Following this, a report will be shared with the employee, employer and GP outlining how best to enable a return to work.

“The GP and employee will receive the same information, while the employer’s version may be slightly amended to reflect the sensitive nature of medical information,” the report says.

“We expect employers to be able to rely on the report to provide definitive advice on whether or not the employee is able to return to work immediately, the likely timetable where more time is needed and adjustments that would help facilitate an earlier return to work.

“If the assessment does not identify a clear timetable for a return to work, the service will decide who is best placed to issue any subsequent fit notes – whether that be the service itself, a GP or another appropriate registered medical practitioner from a different field.”

In more complex cases, of course, the outcome of the assessment may include signposting to other services for support and/or treatment.

These, the report argues, are likely to fall into one or more of three groups:



  • health-related issues;
  • workplace issues and workplace adjustments; and
  • non-health-related issues and non-work-related issues.

“Responsibility for taking forward the recommendations from the service is shared by the employer, the employee and the GP, although the service will follow up with individuals to ensure the recommended steps are understood and are being progressed,” the report adds.

There will also be a telephone and web service for employers to support employees who have not been formally referred for an assessment.
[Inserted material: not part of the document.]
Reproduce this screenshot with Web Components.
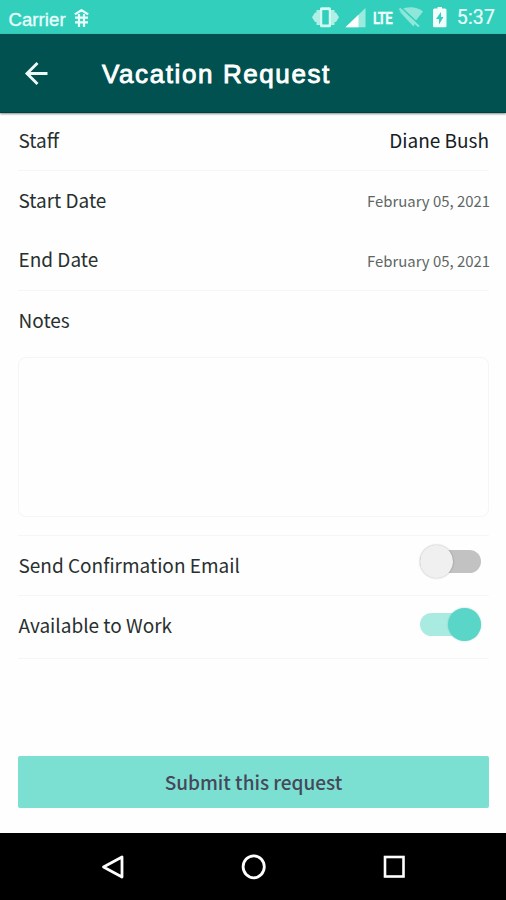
<!DOCTYPE html>
<html lang="en">
<head>
<meta charset="utf-8">
<title>Vacation Request</title>
<style>
html,body{margin:0;height:100%}
body{background:#fefefe;overflow:hidden}
</style>
</head>
<body>
<vacation-app></vacation-app>
<script>
const define = (name, html) => {
  const t = document.createElement('template');
  t.innerHTML = html;
  customElements.define(name, class extends HTMLElement {
    constructor() {
      super();
      this.attachShadow({ mode: 'open' }).append(t.content.cloneNode(true));
    }
  });
};

define('status-bar', `
<style>
:host{display:flex;box-sizing:border-box;height:34px;background:#33cfbd;color:#e9fffb;justify-content:space-between;font-family:"Liberation Sans",Arial,sans-serif}
.left{display:flex;padding-left:8.5px;gap:8px}
.carrier{font-size:18.5px;line-height:39px;letter-spacing:.1px;-webkit-text-stroke:.35px #e9fffb}
.left svg{margin-top:9px}
.right{display:flex;padding-right:11px}
.time{font:400 19.5px/35px Roboto,sans-serif;letter-spacing:.15px;margin-left:10px;-webkit-text-stroke:.2px #e9fffb}
.lte{display:block;width:21px;margin:0 -2px 0 1px;font:600 17px/36px Roboto,sans-serif;color:#f2fffd;letter-spacing:-1px;-webkit-text-stroke:.3px #f2fffd}
.lte span{display:inline-block;transform:scaleX(.78);transform-origin:0 50%}
</style>
<div class="left"><span class="carrier">Carrier</span>
<svg width="15" height="19" viewBox="0 0 15 19" fill="none" stroke="#e9fffb" stroke-width="2.200"><path d="M.8 5.400 7.500 1.200l6.700 4.200M1 8.700h13M1 13.400h13M5 5V18M10 5V18"/></svg></div>
<div class="right">
<svg width="61" height="34" viewBox="0 0 61 34">
<path d="M1 17.300 4 12.500H5.500V10H9.500V25H5.500V22H4ZM28 17.300 25 12.500H23.500V10H19.500V25H23.500V22H25Z" fill="#b0efe5"/>
<path d="M10.500 7.300h8q1.500 0 1.500 1.500v17q0 1.500-1.500 1.500h-8Q9 27.300 9 25.800v-17Q9 7.300 10.500 7.300ZM11.500 10.300v14h6v-14Z" fill="#d2faf3" fill-rule="evenodd"/>
<path d="M11.500 10.300h6v14h-6Z" fill="#33cfbd"/>
<path d="M34.500 27.300 54.500 8V27.300Z" fill="#9aebdf"/><path d="M34.500 27.300 47.500 14.800V27.300Z" fill="#fff"/>
</svg>
<span class="lte"><span>LTE</span></span>
<svg width="55" height="34" viewBox="83 0 55 34">
<path d="M92 9.300Q104 4.500 114 11.500L106.500 21Z" fill="#8fe7da"/>
<path d="M90.500 10.800 91 12 104.500 26.500 107 21Z" fill="#8fe7da"/>
<path d="M90.500 8.500 110 26.500" stroke="#8fe7da" stroke-width="2.200"/><path d="M92.500 7.800 110.500 24.500" stroke="#33cfbd" stroke-width="1.500"/>
<path d="M125.500 8.500H128.500V7H133V8.500H136Q137.500 8.500 137.500 10V26Q137.500 27.300 136 27.300H125.500Q124 27.300 124 26V10Q124 8.500 125.500 8.500Z" fill="#f2fffd"/>
<path d="M132 12 127 19H130V24.500L134.500 17H132Z" fill="#33cfbd"/>
</svg>
<span class="time">5:37</span></div>`);

define('app-header', `
<style>
:host{display:flex;box-sizing:border-box;height:79px;padding-left:24px;background:#005150;color:#fff;align-items:center;gap:54px;border-bottom:1px solid #00403f;box-shadow:0 1px 2px #0007;z-index:1}
h1{margin:0;padding-top:2px;font:400 26px/76px "Liberation Sans",Arial,sans-serif;letter-spacing:1.6px;-webkit-text-stroke:.9px #fff}
</style>
<svg width="24" height="26" viewBox="0 0 24 26" fill="none" stroke="#eef8f7" stroke-width="2.900"><path d="M23.500 13.500H3.500M13.500 3 3 13.500 13.500 24"/></svg>
<h1><slot></slot></h1>`);

define('form-row', `
<style>
:host{display:flex;box-sizing:border-box;height:60px;margin:0 17px 0 18px;padding-bottom:var(--lift,2px);justify-content:space-between;align-items:center;border-bottom:1px solid var(--line,#f5f6f6);color:#28302f}
.label{padding-left:.5px}
</style>
<span class="label"><slot></slot></span><slot name="value"></slot>`);

define('toggle-switch', `
<style>
:host{display:flex;align-items:center;width:61px;height:34px;margin:0 8px var(--rise,6px) 0}
.track{flex:1;height:23px;border-radius:12px;background:#c2c2c2;display:flex;align-items:center}
.thumb{width:33px;height:33px;flex:none;border-radius:50%;background:#f0f0f0;box-shadow:0 0 2px #0005}
:host([on]) .track{background:#a9ebe1;justify-content:flex-end}
:host([on]) .thumb{background:#59d6c7;box-shadow:0 0 2px #2b9b8f66}
</style>
<div class="track"><div class="thumb"></div></div>`);

define('notes-box', `
<style>
:host{display:block;box-sizing:border-box;height:160px;margin:0 17px 0 18px;border:1px solid #f4f5f5;border-radius:8px;background:#fefefe}
</style>`);

define('submit-button', `
<style>
:host{display:block;margin:0 17px 0 18px}
button{display:block;width:100%;height:52px;padding:0;border:0;border-radius:2px;background:#7be0d1;color:#45485a;font:500 19px/52px "Noto Sans CJK SC",sans-serif}
</style>
<button><slot></slot></button>`);

define('nav-bar', `
<style>
:host{display:flex;height:67px;background:#000;justify-content:space-between;align-items:center;padding:0 99px 0 100px}
</style>
<svg width="26" height="26" viewBox="0 0 26 26" fill="none" stroke="#fff" stroke-width="2.800" stroke-linejoin="round"><path d="M22 3V23L3.500 13Z"/></svg>
<svg width="26" height="26" viewBox="0 0 26 26" fill="none" stroke="#fff" stroke-width="2.800"><ellipse cx="12.700" cy="12.800" rx="10.600" ry="11"/></svg>
<svg width="26" height="26" viewBox="0 0 26 26" fill="none" stroke="#fff" stroke-width="2.600"><rect x="4" y="3" width="18.500" height="19.500"/></svg>`);

define('vacation-app', `
<style>
:host{display:flex;flex-direction:column;width:506px;height:900px;background:#fefefe;font:400 19px/28px "Noto Sans CJK SC",sans-serif}
.staff{height:58px;--lift:3px}
.start{--line:transparent;--lift:3px;height:61px}
.end{height:59px;--lift:4px}
.notes{--line:transparent;height:61px;margin-bottom:5px;--lift:2px}
.rule{height:1px;background:#f5f6f6;margin:18px 17px 0 18px}
.avail{height:63px;--lift:4px;--rise:1px}
.name{color:#17201f}
.date{font-size:14.9px;color:#606665;margin:3px -1px 0 0}
.fill{flex:1}
nav-bar{margin-top:25px}
</style>
<status-bar></status-bar>
<app-header>Vacation Request</app-header>
<form-row class="staff">Staff<span class="name" slot="value">Diane Bush</span></form-row>
<form-row class="start">Start Date<span class="date" slot="value">February 05, 2021</span></form-row>
<form-row class="end">End Date<span class="date" slot="value">February 05, 2021</span></form-row>
<form-row class="notes">Notes</form-row>
<notes-box></notes-box>
<div class="rule"></div>
<form-row>Send Confirmation Email<toggle-switch slot="value"></toggle-switch></form-row>
<form-row class="avail">Available to Work<toggle-switch on slot="value"></toggle-switch></form-row>
<div class="fill"></div>
<submit-button>Submit this request</submit-button>
<nav-bar></nav-bar>`);
</script>
</body>
</html>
GPs will also be able to access this service.

For individuals, the service will provide advice on:



  • how to manage health conditions at work or to aid a return to work;
  • the types of workplace adjustments that may be helpful in facilitating a return to work; and
  • how to appropriately apply the advice on fit notes from GPs.

On top of this, the report stresses that there will be a case management approach for those employees with complex needs who require ongoing support to enable their return to work.
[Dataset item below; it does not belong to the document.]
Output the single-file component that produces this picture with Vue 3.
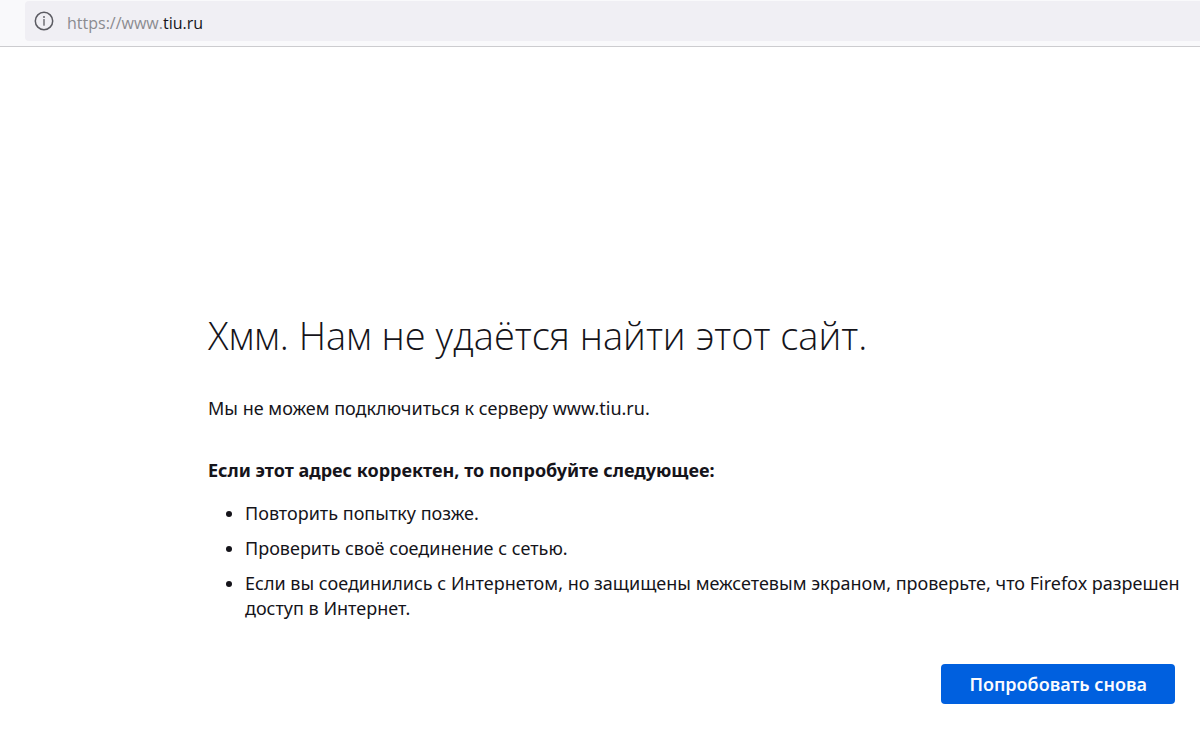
<script setup>
const scheme = 'https://www.'
const host = 'tiu.ru'
const tips = [
  'Повторить попытку позже.',
  'Проверить своё соединение с сетью.',
  'Если вы соединились с Интернетом, но защищены межсетевым экраном, проверьте, что Firefox разрешен доступ в Интернет.'
]
</script>

<template>
  <div class="browser">
    <header class="toolbar">
      <div class="address">
        <svg class="info" viewBox="0 0 20 20" aria-hidden="true">
          <circle cx="10" cy="10" r="8.7" fill="none" stroke="#5b5b62" stroke-width="1.5" />
          <path d="M10 8.6v5.6" stroke="#5b5b62" stroke-width="1.3" stroke-linecap="round" />
          <circle cx="10" cy="6" r="0.9" fill="#5b5b62" />
        </svg>
        <span class="url">{{ scheme }}<span class="host">{{ host }}</span></span>
      </div>
    </header>
    <main class="page">
      <h1>Хмм. Нам не удаётся найти этот сайт.</h1>
      <p class="lead">Мы не можем подключиться к серверу www.tiu.ru.</p>
      <h2>Если этот адрес корректен, то попробуйте следующее:</h2>
      <ul>
        <li v-for="tip in tips" :key="tip">{{ tip }}</li>
      </ul>
      <div class="actions">
        <button type="button">Попробовать снова</button>
      </div>
    </main>
  </div>
</template>

<style>
body {
  margin: 0;
  background: #fff;
}
</style>

<style scoped>
.browser {
  font-family: "Noto Sans", "Open Sans", sans-serif;
  font-size: 18px;
  color: #15141a;
}
.toolbar {
  padding: 1px 0 5px 25px;
  background: #f9f9fb;
  border-bottom: 1px solid #cccccf;
}
.address {
  display: flex;
  align-items: center;
  gap: 13px;
  height: 40px;
  padding: 0 9px;
  border-radius: 4px 0 0 4px;
  background: #f0eff4;
}
.info {
  width: 20px;
  height: 20px;
}
.url {
  padding-top: 3px;
  font-family: "Open Sans", "Noto Sans", sans-serif;
  font-size: 16px;
  line-height: 24px;
  color: #8b8b90;
}
.host {
  color: #15141a;
}
.page {
  padding: 262px 16px 31px 208px;
}
h1 {
  margin: 0;
  font-family: "Open Sans", "Noto Sans", sans-serif;
  font-size: 38px;
  line-height: 52px;
  font-weight: 300;
}
.lead {
  margin: 34px 0 0;
  line-height: 26px;
}
h2 {
  margin: 36px 0 0;
  font-size: 18px;
  line-height: 26px;
  font-weight: 700;
}
ul {
  margin: 18px 0 0;
  padding: 0 0 0 37px;
}
li {
  margin-bottom: 10px;
  line-height: 25px;
}
.actions {
  display: flex;
  justify-content: flex-end;
  margin-top: 43px;
  padding-right: 9px;
}
button {
  min-height: 40px;
  padding: 0 28px;
  border: 0;
  border-radius: 4px;
  background: #0060df;
  color: #fbfbfe;
  font: 600 18px/26px "Noto Sans", "Open Sans", sans-serif;
}
</style>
The report states: “The new service will work with employers and their OH providers to ensure the necessary support is given and, where OH support is not available, the service will provide ongoing management.

“Recognising the importance of ensuring actions are taken forward and completed following the assessment, the service will also follow up with employees and employers to ensure their advice is fully understood and encourage action where required, irrespective of whether or not case management support is needed.”

A case management approach will also be adopted where employees are unlikely to return to their current employer, or to identify what type of job might be suitable and signpost individuals through a new internet job-matching service called Universal Jobmatch.